The Cherokee casino relies heavily on turnaround trips, meaning customers who visit for the day, and those trips have fallen off substantially during the recession.

Evelyn and John Wyatt's Mocksville company, EzWay Travel, has been running bus tours to Cherokee since the casino opened.

The company used to make 12 to 15 day trips a month, picking up between 50 and 55 people on the drive from Winston-Salem to Cherokee.

"Now we're not doing any turnaround trips at all," Evelyn Wyatt said. "In fact, we just sold our bus."

The Wyatts plan to lease a bus for the handful of overnight trips they now make each month.

"That's going to really be nice," Evelyn Wyatt said of the casino's expansion. "It's just that we're slowing down because our economy is slowing down.
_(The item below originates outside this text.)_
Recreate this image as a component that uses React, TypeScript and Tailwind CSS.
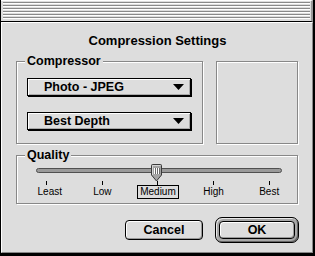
import React from 'react';

const font = "font-['Liberation_Sans',Arial,sans-serif]";

const PopUp = ({ label }: { label: string }) => (
  <div className="relative flex items-center w-[164px] h-[18px] border border-black bg-[#dddddd] shadow-[1px_1px_0_#000,inset_1px_1px_0_#fff,inset_-1px_-1px_0_#aaa] pl-[16px] pr-[6px]">
    <span className="flex-1 text-[12.5px] leading-[16px] font-bold text-black">{label}</span>
    <svg width="11" height="6" viewBox="0 0 11 6">
      <polygon points="0,0 11,0 5.5,6" fill="#000" />
    </svg>
  </div>
);

const GroupBox = ({
  title,
  className,
  children,
}: {
  title?: string;
  className: string;
  children?: React.ReactNode;
}) => (
  <div
    className={`relative border border-[#888888] shadow-[inset_1px_1px_0_#fff,1px_1px_0_#fff] ${className}`}
  >
    {title && (
      <span className="absolute left-[8px] top-[-9px] px-[2px] bg-[#dddddd] text-[12.5px] leading-[16px] font-bold text-black">
        {title}
      </span>
    )}
    {children}
  </div>
);

const Thumb = () => (
  <svg width="11" height="18" viewBox="0 0 11 18">
    <path
      d="M0.5 1.5 Q0.5 0.5 1.5 0.5 H9.5 Q10.5 0.5 10.5 1.5 V11 L5.5 17 L0.5 11 Z"
      fill="#a3a3a3"
      stroke="#3a3a3a"
    />
    <path d="M1.5 11 V1.5 H9.5" stroke="#d4d4d4" fill="none" />
    <path d="M3.5 4 V10 M5.5 4 V10 M7.5 4 V10" stroke="#ffffff" />
    <path d="M4.5 4 V10 M6.5 4 V10 M8.5 4 V10" stroke="#6a6a6a" />
  </svg>
);

const marks = ['Least', 'Low', 'Medium', 'High', 'Best'];

export default function App() {
  return (
    <div
      className={`w-[315px] h-[256px] flex flex-col bg-[#dddddd] border-l border-r-2 border-b-[3px] border-black ${font} select-none`}
    >
      {/* title bar */}
      <div className="h-[22px] shrink-0 border-b border-black border-t border-t-white border-r-2 border-r-[#999] pl-[2px] pr-[1px] pt-[1px]">
        <div className="h-[17px] bg-[repeating-linear-gradient(to_bottom,#8a8a8a_0px,#8a8a8a_1px,#ffffff_1px,#ffffff_2px,#dddddd_2px,#dddddd_3px)]" />
      </div>

      {/* body */}
      <div className="flex-1 flex flex-col border-l border-t border-white border-r border-b border-r-[#888] border-b-[#888] pl-[14px] pr-[13px]">
        <div className="pt-[10px] text-center text-[13px] leading-[16px] font-bold text-black">
          Compression Settings
        </div>

        <div className="mt-[12px] flex gap-[13px]">
          <GroupBox title="Compressor" className="w-[187px] h-[83px] pt-[16px] pl-[10px]">
            <div className="flex flex-col gap-[16px]">
              <PopUp label="Photo - JPEG" />
              <PopUp label="Best Depth" />
            </div>
          </GroupBox>
          <GroupBox className="w-[82px] h-[83px]" />
        </div>

        <GroupBox title="Quality" className="mt-[11px] w-[282px] h-[49px] pt-[12px]">
          <div className="ml-[19px] w-[246px] h-[5px] rounded-full border border-[#505050] bg-[#9a9a9a]" />
          <div className="absolute left-[134px] top-[8px]">
            <Thumb />
          </div>
          <div className="mt-[8px] ml-[2px] flex">
            {marks.map((m) => (
              <div key={m} className="w-[56px] flex flex-col items-center">
                <div className="w-px h-[4px] bg-black" />
                <span
                  className={`px-[2px] text-[10px] leading-[12px] text-black border ${
                    m === 'Medium' ? 'border-black' : 'border-transparent'
                  } ${m === 'Least' ? 'ml-[6px]' : ''}`}
                >
                  {m}
                </span>
              </div>
            ))}
          </div>
        </GroupBox>

        <div className="mt-[13px] flex items-center justify-end gap-[12px]">
          <button className="w-[78px] h-[20px] rounded-[4px] border border-black bg-[#dddddd] shadow-[inset_1px_1px_0_#fff,inset_-1px_-1px_0_#999] text-[12.5px] leading-[16px] font-bold text-black">
            Cancel
          </button>
          <div className="flex w-[84px] h-[26px] rounded-[7px] border border-black bg-[#a8a8a8] shadow-[inset_1px_1px_0_#e8e8e8,inset_-1px_-1px_0_#666] p-[3px]">
            <button className="flex-1 flex items-center justify-center rounded-[4px] border border-black bg-[#dddddd] shadow-[inset_1px_1px_0_#fff,inset_-1px_-1px_0_#999] text-[12.5px] leading-[14px] font-bold text-black">
              OK
            </button>
          </div>
        </div>
      </div>
    </div>
  );
}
If [people] don't have a job, they're not going to take their money up there and play it."

It's a lot like Las Vegas

Michael Pollock, managing director of Spectrum Gaming Group, a New Jersey company that tracks the gambling industry, said Cherokee's strategy to thrive isn't much different from what Las Vegas has been doing for the past two decades.

"The casino is the engine that drives much of the other amenities that you have on site," he said. "Having the casino on site allows you to price all your other amenities - from hotel rooms to your banquets to your restaurants to your entertainment - at a more value-oriented price."

Cherokee has already added two key amenities in recent months: golf and alcohol.

An 18-hole golf course opened in September, and the casino began serving beer, wine and spirits on New Year's Eve. The decision required the Eastern Bank of Cherokees to approve alcohol sales in a June referendum.

"It's an absolute game-changer for us," Londo said of its passage.

The casino hopes that its new amenities, combined with an expanded gambling operation, will allow it to compete against posh resorts like the Grove Park Inn Resort & Spa in Asheville and Chateau Élan in north Georgia.

Cherokee sits in Swain County at the entrance to the Great Smoky Mountains National Park, 50 miles west of Asheville. The unemployment rate in Swain was 14.5 percent in December, compared with 11.2 percent for the entire state.

Little competition

The Atlanta area is the casino's biggest source of customers, accounting for 35 percent of all visitors.

Cherokee benefits by being in a region with little competition, said Steve Rittvo, chairman of The Innovation Group, a Colorado casino consulting firm. Georgia and Tennessee do not have gambling operations, and neither appears likely to add them soon.

"That facility happens to be in an area that is significantly protected," he said.

The biggest threat to Cherokee's ambitious plans could be the unemployment rate. If it remains stubbornly high, gambling revenues are likely to be slow to recover.

"People have to be working," Londo said.

And, after the collapse of the markets, casinos such as Cherokee also need to hope that the recession hasn't reduced the desire to gamble permanently.